Take them to your second-nearest library
Kids are bored, bored, bored with their local library. "Mum! I can't believe you're still going on about the library," say mine, when I suggest we might head down for two hours that won't require a shelling-out of cash, and just might spark some thought that goes beyond Zack & Cody. But I've discovered a little wheeze that really does work: we don't go to our nearest library, the place we've known like the back of our hands since they were still in nappies, we go to the second-nearest library which, given a total lack of adventure genes in our family, we've never ventured into. "Hey, mum," says Catriona. "This is a great library. It's much better than the one near home." Bingo. We stay all day.

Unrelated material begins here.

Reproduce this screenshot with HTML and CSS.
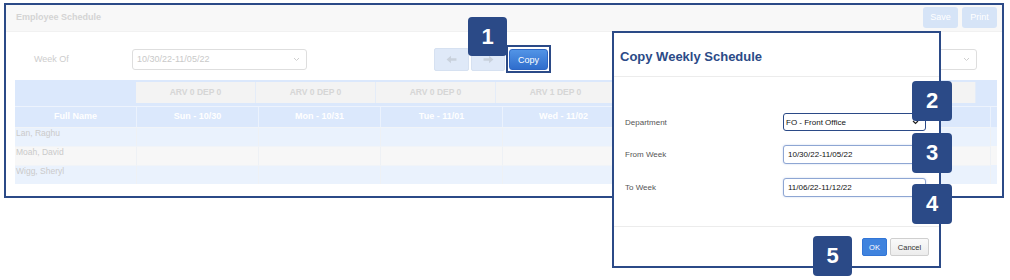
FILE: index.html
```html
<!DOCTYPE html>
<html lang="en">
  <head>
    <meta charset="UTF-8" />
    <meta name="viewport" content="width=device-width, initial-scale=1.0" />
    <title>Employee Schedule</title>
    <link rel="stylesheet" href="styles.css">
  </head>
  <body>
    <div class="frame">
      <div class="topbar">
        <span class="topbar-title">Employee Schedule</span>
        <div class="topbar-actions">
          <button class="btn-faded">Save</button>
          <button class="btn-faded">Print</button>
        </div>
      </div>

      <div class="toolbar">
        <span class="week-label">Week Of</span>
        <div class="fake-select week-select">
          <span>10/30/22-11/05/22</span>
          <svg width="7" height="5" viewBox="0 0 7 5"><path d="M1 1 L3.5 3.5 L6 1" fill="none" stroke="#cfcfcf" stroke-width="1"/></svg>
        </div>
        <button class="arrow-btn arrow-prev">
          <svg width="11" height="9" viewBox="0 0 10 8"><path d="M0.5 4 L4.5 0.5 V2.8 H9.5 V5.2 H4.5 V7.5 Z" fill="#c9d1dc"/></svg>
        </button>
        <button class="arrow-btn arrow-next">
          <svg width="11" height="9" viewBox="0 0 10 8"><path d="M9.5 4 L5.5 0.5 V2.8 H0.5 V5.2 H5.5 V7.5 Z" fill="#c9d1dc"/></svg>
        </button>
        <div class="copy-mark">
          <button class="copy-btn">Copy</button>
        </div>
        <!-- department filter, mostly hidden by the dialog -->
        <div class="fake-select dept-filter">
          <span></span>
          <svg width="7" height="5" viewBox="0 0 7 5"><path d="M1 1 L3.5 3.5 L6 1" fill="none" stroke="#cfcfcf" stroke-width="1"/></svg>
        </div>
      </div>

      <div class="schedule">
        <div class="schedule-head">
          <div class="arv-row">
            <div></div>
            <div class="arv-cell">ARV 0 DEP 0</div>
            <div class="arv-cell">ARV 0 DEP 0</div>
            <div class="arv-cell">ARV 0 DEP 0</div>
            <div class="arv-cell">ARV 1 DEP 0</div>
            <div class="arv-cell"></div>
            <div class="arv-cell"></div>
            <div class="arv-cell"></div>
            <div></div>
          </div>
          <!-- Thu / Fri headers sit under the dialog -->
          <div class="day-row">
            <div class="day-cell">Full Name</div>
            <div class="day-cell">Sun - 10/30</div>
            <div class="day-cell">Mon - 10/31</div>
            <div class="day-cell">Tue - 11/01</div>
            <div class="day-cell">Wed - 11/02</div>
            <div class="day-cell"></div>
            <div class="day-cell"></div>
            <div class="day-cell">Sat - 11/05</div>
            <div></div>
          </div>
        </div>
        <div class="emp-row">
          <div class="emp-cell name">Lan, Raghu</div>
          <div class="emp-cell"></div><div class="emp-cell"></div><div class="emp-cell"></div><div class="emp-cell"></div>
          <div class="emp-cell"></div><div class="emp-cell"></div><div class="emp-cell"></div><div></div>
        </div>
        <div class="emp-row alt">
          <div class="emp-cell name">Moah, David</div>
          <div class="emp-cell"></div><div class="emp-cell"></div><div class="emp-cell"></div><div class="emp-cell"></div>
          <div class="emp-cell"></div><div class="emp-cell"></div><div class="emp-cell"></div><div></div>
        </div>
        <div class="emp-row">
          <div class="emp-cell name">Wigg, Sheryl</div>
          <div class="emp-cell"></div><div class="emp-cell"></div><div class="emp-cell"></div><div class="emp-cell"></div>
          <div class="emp-cell"></div><div class="emp-cell"></div><div class="emp-cell"></div><div></div>
        </div>
      </div>
    </div>

    <!-- dialog on top of the faded page -->
    <div class="modal">
      <div class="modal-header">
        <h2>Copy Weekly Schedule</h2>
      </div>
      <div class="modal-body">
        <div class="form-row">
          <span class="form-label">Department</span>
          <div class="fake-select dept-select">
            <span>FO - Front Office</span>
            <svg width="7" height="5" viewBox="0 0 7 5"><path d="M1 1 L3.5 3.5 L6 1" fill="none" stroke="#222" stroke-width="1.2"/></svg>
          </div>
        </div>
        <div class="form-row">
          <span class="form-label">From Week</span>
          <input class="week-input" type="text" value="10/30/22-11/05/22" />
        </div>
        <div class="form-row">
          <span class="form-label">To Week</span>
          <input class="week-input" type="text" value="11/06/22-11/12/22" />
        </div>
      </div>
      <div class="modal-footer">
        <button class="btn-ok">OK</button>
        <button class="btn-cancel">Cancel</button>
      </div>
    </div>

    <div class="badge badge-1">1</div>
    <div class="badge badge-2">2</div>
    <div class="badge badge-3">3</div>
    <div class="badge badge-4">4</div>
    <div class="badge badge-5">5</div>
  </body>
</html>
```

FILE: styles.css
```css
/* Base */
body {
  margin: 0;
  background-color: #fff;
  font-family: "Liberation Sans", Arial, sans-serif;
  color: #333;
}

button {
  font-family: inherit;
  cursor: pointer;
}

/* Outer frame (faded page behind the dialog) */
.frame {
  margin: 3px 0 0 4px;
  width: 1000px;
  height: 195px;
  box-sizing: border-box;
  border: 2px solid #2b4a87;
}

.topbar {
  height: 27px;
  box-sizing: border-box;
  padding: 0 5px 2px 10px;
  background-color: #f8f8f8;
  border-bottom: 1px solid #f1f1f1;
  display: flex;
  align-items: center;
  justify-content: space-between;
}
.topbar-title {
  font-size: 9px;
  font-weight: bold;
  color: #d4d4d4;
}
.topbar-actions {
  display: flex;
  gap: 4px;
}
.btn-faded {
  width: 35px;
  height: 21px;
  padding: 0;
  border: none;
  border-radius: 3px;
  background-color: #d6e4f7;
  color: #fff;
  font-size: 9px;
}

/* Toolbar */
.toolbar {
  display: flex;
  align-items: center;
  padding: 13px 25px 0 28px;
  height: 28px;
}
.week-label {
  width: 98px;
  font-size: 9px;
  color: #cdcdcd;
}
.fake-select {
  display: flex;
  align-items: center;
  justify-content: space-between;
  box-sizing: border-box;
  border: 1px solid #dedede;
  border-radius: 3px;
  background-color: #fff;
  padding: 0 6px 0 4px;
  font-size: 8px;
  color: #c9c9c9;
}
.week-select {
  width: 175px;
  height: 21px;
  font-size: 9px;
}
.dept-filter {
  margin-left: auto;
  width: 177px;
  height: 21px;
}
.arrow-btn {
  height: 23px;
  padding: 0;
  border: 1px solid #d6e1f1;
  border-radius: 2px;
  background-color: #dfe9f8;
  display: flex;
  align-items: center;
  justify-content: center;
}
.arrow-prev {
  width: 35px;
  margin-left: 127px;
}
.arrow-next {
  width: 34px;
  margin-left: 2px;
}
.copy-mark {
  margin-left: 1px;
  padding: 2px 1px 1px;
  border: 2px solid #2b4a87;
  display: flex;
}
.copy-btn {
  width: 39px;
  height: 21px;
  padding: 0;
  border: 1px solid #2d66c4;
  border-radius: 3px;
  background: linear-gradient(#5294e6, #2f6dcc);
  color: #fff;
  font-size: 9px;
}

/* Schedule grid */
.schedule {
  margin: 7px 5px 0 9px;
}
.schedule-head {
  background-color: #dbe8fc;
  padding-top: 2px;
}
.arv-row {
  display: grid;
  grid-template-columns: 121px repeat(7, 120px) 1fr;
  height: 21px;
}
.arv-cell {
  background-color: #f3f3f3;
  border-right: 1px solid #e4ecf8;
  font-size: 8.5px;
  font-weight: bold;
  color: #d6d6d6;
  text-align: center;
  line-height: 21px;
}
.day-row {
  display: grid;
  grid-template-columns: repeat(8, 122px) 1fr;
  height: 21px;
  margin-top: 3px;
  border-top: 1px solid #edf3fd;
  box-sizing: border-box;
}
.day-cell {
  border-right: 1px solid #ebf2fd;
  font-size: 9px;
  font-weight: bold;
  color: #fff;
  text-align: center;
  line-height: 19px;
}
.emp-row {
  display: grid;
  grid-template-columns: repeat(8, 122px) 1fr;
  height: 19px;
  background-color: #eaf2fd;
}
.emp-row.alt {
  background-color: #f7f7f7;
}
.emp-cell {
  border-right: 1px solid #eef1f5;
  border-top: 1px solid #f1f4f8;
}
.emp-cell.name {
  padding-left: 1px;
  font-size: 8.5px;
  line-height: 11px;
  color: #cacaca;
}

/* Copy dialog */
.modal {
  position: absolute;
  left: 612px;
  top: 31px;
  width: 329px;
  height: 237px;
  box-sizing: border-box;
  border: 2px solid #2b4a87;
  background-color: #fff;
}
.modal-header {
  height: 44px;
  box-sizing: border-box;
  padding: 3px 0 0 6px;
  border-bottom: 1px solid #ececec;
  display: flex;
  align-items: center;
}
.modal-header h2 {
  margin: 0;
  font-size: 13px;
  font-weight: bold;
  color: #2b4a87;
}
.modal-body {
  padding: 36px 0 29px 11px;
  display: flex;
  flex-direction: column;
  gap: 14px;
}
.form-row {
  display: flex;
  align-items: center;
}
.form-label {
  width: 158px;
  font-size: 8px;
  color: #555;
}
.dept-select {
  width: 143px;
  height: 18px;
  border-color: #2b4a87;
  padding: 0 6px 0 2px;
  color: #111;
}
.week-input {
  width: 143px;
  height: 19px;
  box-sizing: border-box;
  padding: 0 4px;
  border: 1px solid #8ea6d3;
  border-radius: 3px;
  box-shadow: 0 0 2px rgba(80, 120, 200, 0.35);
  font-family: inherit;
  font-size: 8px;
  color: #111;
  outline: none;
}
.modal-footer {
  border-top: 1px solid #ececec;
  padding: 11px 10px 0 0;
  display: flex;
  justify-content: flex-end;
  gap: 3px;
}
.btn-ok {
  width: 25px;
  height: 18px;
  padding: 0;
  border: 1px solid #3275d6;
  border-radius: 2px;
  background-color: #3f83de;
  color: #fff;
  font-size: 7.5px;
}
.btn-cancel {
  width: 39px;
  height: 18px;
  padding: 0;
  border: 1px solid #cfcfcf;
  border-radius: 2px;
  background: linear-gradient(#fafafa, #ececec);
  color: #333;
  font-size: 7.5px;
}

/* Step markers */
.badge {
  position: absolute;
  width: 40px;
  height: 40px;
  border-radius: 4px;
  background-color: #2b4a87;
  color: #fff;
  font-size: 22px;
  font-weight: bold;
  display: flex;
  align-items: center;
  justify-content: center;
}
.badge-1 { left: 468px; top: 17px; width: 39px; height: 39px; }
.badge-2 { left: 912px; top: 81px; }
.badge-3 { left: 912px; top: 133px; }
.badge-4 { left: 912px; top: 184px; }
.badge-5 { left: 813px; top: 236px; width: 39px; }
```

Bribe, bribe, and bribe again
Face it, as my kids would say, what school holidays are all about is shelling out dosh. One night I dreamt I was being marched at gunpoint to an ATM machine by a particularly merciless gang of thieves. I woke in a cold sweat, only to realise that the ruthless faces behind the masks had been those of my daughters. But if you accept you're going to have to hand over large wodges of cash, then get this: you can attach conditions. OK, let's call a spade a spade: I'm talking bribery. But it really is amazing what miracles can happen when extra pocket money is linked to tidy bedrooms, swept kitchens, returned DVDs – and even ironed clothes.
There's nothing worse than breathing a sigh of relief come the first week of September, only to realise – as you sit reading the newspaper, coffee in hand, for the first time in almost seven weeks – that you've a little knot of sadness somewhere deep inside. At first you can't put your finger on it, but then it comes to you. Another summer is over, your child has edged that bit nearer adulthood, and – ooops – you forgot to enjoy the precious summer.
You fretted endlessly about the cost, the lack of time, the disruption to your job, the messy house. And, of course, it was expensive, and you never had a second, and heaven knows how you've still got a job, and the house is a pigsty: but hey, they're your kids. The whole point is to enjoy them. And the whole point of the holidays is that you get to enjoy them more, and for longer. "Mum," my kids would say if they could hear me now. "You're such a loser!" Well, listen up: a loser I may be, but I don't want to be that much of a loser. So bring it on, summer 2009. Not only am I going to survive but – how's this for a boast? – I think I'm actually going to enjoy it, too.